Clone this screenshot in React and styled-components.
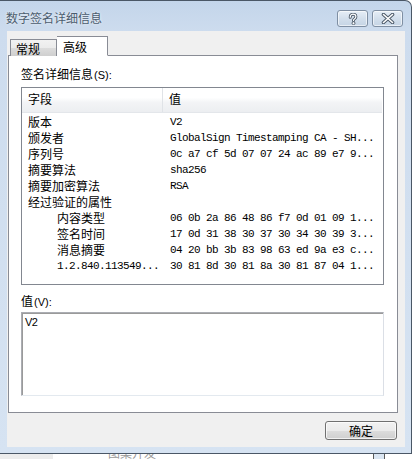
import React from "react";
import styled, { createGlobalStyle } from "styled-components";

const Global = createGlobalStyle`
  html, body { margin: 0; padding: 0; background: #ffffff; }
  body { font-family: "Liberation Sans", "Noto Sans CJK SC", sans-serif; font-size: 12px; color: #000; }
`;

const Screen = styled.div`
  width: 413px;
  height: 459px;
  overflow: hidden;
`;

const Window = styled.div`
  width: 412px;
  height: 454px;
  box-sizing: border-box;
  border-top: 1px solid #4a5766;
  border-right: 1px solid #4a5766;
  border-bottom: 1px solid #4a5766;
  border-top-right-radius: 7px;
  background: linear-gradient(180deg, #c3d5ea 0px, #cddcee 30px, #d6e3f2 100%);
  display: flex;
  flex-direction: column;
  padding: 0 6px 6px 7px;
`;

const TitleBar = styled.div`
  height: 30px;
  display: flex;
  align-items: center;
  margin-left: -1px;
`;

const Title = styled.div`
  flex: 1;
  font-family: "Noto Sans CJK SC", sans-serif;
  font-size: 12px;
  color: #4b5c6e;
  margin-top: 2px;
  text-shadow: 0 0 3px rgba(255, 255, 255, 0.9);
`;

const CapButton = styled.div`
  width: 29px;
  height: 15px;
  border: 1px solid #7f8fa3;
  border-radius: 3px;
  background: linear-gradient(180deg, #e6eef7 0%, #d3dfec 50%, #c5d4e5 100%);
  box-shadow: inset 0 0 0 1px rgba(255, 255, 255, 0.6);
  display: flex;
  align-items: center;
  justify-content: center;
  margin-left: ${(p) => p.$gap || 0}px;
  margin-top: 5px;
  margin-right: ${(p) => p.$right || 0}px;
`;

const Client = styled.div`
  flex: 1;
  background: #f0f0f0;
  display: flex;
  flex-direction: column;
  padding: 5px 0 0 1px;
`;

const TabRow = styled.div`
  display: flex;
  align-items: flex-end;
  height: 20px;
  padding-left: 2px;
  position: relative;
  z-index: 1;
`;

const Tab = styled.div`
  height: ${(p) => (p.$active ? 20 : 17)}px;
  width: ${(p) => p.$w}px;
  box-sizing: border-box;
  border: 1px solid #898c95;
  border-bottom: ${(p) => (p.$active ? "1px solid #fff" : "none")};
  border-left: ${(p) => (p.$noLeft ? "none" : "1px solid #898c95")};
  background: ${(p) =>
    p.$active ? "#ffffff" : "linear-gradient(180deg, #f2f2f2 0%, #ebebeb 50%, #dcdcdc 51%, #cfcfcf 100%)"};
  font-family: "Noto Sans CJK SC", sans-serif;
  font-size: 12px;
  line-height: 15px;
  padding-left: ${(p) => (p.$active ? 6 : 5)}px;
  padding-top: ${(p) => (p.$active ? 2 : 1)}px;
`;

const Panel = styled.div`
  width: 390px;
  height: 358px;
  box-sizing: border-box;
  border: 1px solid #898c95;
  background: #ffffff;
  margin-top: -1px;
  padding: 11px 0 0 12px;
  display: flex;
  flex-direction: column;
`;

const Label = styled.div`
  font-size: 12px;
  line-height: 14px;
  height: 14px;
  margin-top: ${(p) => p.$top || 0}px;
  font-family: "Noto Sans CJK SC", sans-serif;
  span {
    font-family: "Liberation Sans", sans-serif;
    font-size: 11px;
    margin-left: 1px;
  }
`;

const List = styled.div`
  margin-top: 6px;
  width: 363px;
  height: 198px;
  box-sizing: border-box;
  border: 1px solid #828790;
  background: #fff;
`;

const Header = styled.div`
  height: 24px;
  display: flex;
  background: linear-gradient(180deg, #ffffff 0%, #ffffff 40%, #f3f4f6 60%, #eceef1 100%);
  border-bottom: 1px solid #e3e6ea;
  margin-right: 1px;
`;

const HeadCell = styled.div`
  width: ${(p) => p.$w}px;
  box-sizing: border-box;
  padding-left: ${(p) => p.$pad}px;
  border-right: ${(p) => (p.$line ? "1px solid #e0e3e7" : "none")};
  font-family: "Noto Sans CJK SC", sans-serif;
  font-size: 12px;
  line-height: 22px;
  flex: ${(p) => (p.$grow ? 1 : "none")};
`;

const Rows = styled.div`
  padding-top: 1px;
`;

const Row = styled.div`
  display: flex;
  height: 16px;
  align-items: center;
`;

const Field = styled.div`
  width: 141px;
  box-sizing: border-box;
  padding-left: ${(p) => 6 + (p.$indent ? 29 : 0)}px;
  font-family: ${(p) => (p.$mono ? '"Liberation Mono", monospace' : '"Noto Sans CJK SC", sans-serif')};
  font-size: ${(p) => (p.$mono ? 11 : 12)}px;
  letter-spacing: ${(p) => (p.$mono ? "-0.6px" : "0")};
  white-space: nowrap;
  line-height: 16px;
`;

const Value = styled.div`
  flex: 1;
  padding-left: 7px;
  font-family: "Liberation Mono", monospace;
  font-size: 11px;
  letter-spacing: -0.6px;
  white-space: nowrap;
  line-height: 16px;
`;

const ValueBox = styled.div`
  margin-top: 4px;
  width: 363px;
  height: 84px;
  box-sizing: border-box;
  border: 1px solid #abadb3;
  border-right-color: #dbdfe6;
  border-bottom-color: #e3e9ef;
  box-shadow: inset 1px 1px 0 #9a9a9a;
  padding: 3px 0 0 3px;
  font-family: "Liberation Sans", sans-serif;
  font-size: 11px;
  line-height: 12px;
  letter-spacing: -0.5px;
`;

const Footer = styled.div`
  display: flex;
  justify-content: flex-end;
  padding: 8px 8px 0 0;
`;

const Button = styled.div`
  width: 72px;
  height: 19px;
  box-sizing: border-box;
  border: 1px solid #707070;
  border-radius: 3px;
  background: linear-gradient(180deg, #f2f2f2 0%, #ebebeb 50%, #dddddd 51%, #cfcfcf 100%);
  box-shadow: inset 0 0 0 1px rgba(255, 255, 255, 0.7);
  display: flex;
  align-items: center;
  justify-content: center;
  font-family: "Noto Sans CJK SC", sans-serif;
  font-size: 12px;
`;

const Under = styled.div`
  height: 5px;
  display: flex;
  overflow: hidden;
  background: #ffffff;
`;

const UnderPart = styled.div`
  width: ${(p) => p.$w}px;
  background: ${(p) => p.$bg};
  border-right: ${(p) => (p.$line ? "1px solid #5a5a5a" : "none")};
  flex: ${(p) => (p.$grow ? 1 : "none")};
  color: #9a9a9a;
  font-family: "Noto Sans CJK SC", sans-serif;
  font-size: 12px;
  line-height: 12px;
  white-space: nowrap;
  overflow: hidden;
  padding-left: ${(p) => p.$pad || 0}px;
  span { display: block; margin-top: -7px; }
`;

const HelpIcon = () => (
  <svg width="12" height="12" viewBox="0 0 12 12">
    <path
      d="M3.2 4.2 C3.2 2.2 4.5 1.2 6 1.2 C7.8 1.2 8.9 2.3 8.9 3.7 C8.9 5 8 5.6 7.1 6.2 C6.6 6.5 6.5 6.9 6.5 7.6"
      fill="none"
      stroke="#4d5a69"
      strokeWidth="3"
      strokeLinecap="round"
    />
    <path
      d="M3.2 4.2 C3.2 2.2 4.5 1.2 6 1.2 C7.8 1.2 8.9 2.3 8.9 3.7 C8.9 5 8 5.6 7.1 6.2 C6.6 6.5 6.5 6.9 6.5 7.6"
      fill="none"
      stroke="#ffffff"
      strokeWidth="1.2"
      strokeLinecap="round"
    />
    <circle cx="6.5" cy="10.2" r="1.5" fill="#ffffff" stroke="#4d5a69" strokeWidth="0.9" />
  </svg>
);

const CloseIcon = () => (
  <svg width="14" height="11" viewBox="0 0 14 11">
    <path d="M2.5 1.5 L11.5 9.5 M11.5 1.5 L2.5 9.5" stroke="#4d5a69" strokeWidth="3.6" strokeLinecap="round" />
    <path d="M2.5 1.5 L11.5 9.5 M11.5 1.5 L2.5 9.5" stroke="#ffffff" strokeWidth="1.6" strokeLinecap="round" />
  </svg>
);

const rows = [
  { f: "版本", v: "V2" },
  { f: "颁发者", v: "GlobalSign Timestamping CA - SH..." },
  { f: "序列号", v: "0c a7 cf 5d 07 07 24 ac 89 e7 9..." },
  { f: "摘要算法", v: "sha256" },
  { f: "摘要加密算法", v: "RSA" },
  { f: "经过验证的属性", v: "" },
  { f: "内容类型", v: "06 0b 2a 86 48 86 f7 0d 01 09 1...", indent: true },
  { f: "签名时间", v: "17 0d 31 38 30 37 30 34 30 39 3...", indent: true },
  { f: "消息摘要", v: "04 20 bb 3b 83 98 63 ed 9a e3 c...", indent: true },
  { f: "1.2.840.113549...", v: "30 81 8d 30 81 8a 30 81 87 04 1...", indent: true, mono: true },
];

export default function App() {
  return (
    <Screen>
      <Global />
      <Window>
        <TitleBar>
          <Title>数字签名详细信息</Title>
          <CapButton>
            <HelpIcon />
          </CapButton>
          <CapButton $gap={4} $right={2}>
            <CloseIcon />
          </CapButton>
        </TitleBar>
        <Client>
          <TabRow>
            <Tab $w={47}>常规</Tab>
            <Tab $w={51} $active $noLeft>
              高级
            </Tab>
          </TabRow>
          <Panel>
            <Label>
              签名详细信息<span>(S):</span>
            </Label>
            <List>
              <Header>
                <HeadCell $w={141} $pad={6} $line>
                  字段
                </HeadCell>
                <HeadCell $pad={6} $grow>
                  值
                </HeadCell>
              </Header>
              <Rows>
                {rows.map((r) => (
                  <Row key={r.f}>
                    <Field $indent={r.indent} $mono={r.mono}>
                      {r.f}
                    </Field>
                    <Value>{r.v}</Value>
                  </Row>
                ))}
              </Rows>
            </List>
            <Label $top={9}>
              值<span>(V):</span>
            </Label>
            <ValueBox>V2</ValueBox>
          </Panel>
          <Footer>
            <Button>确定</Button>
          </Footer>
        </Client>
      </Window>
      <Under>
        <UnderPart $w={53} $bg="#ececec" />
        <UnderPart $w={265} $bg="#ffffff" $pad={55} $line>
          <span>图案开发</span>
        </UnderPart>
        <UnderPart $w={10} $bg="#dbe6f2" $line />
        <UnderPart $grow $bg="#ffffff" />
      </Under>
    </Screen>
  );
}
________
_What you should do_.
Identify and copy all lines with the word "components".

_Answer to this task_.
Clone this screenshot in React and styled-components.
import styled, { createGlobalStyle } from "styled-components";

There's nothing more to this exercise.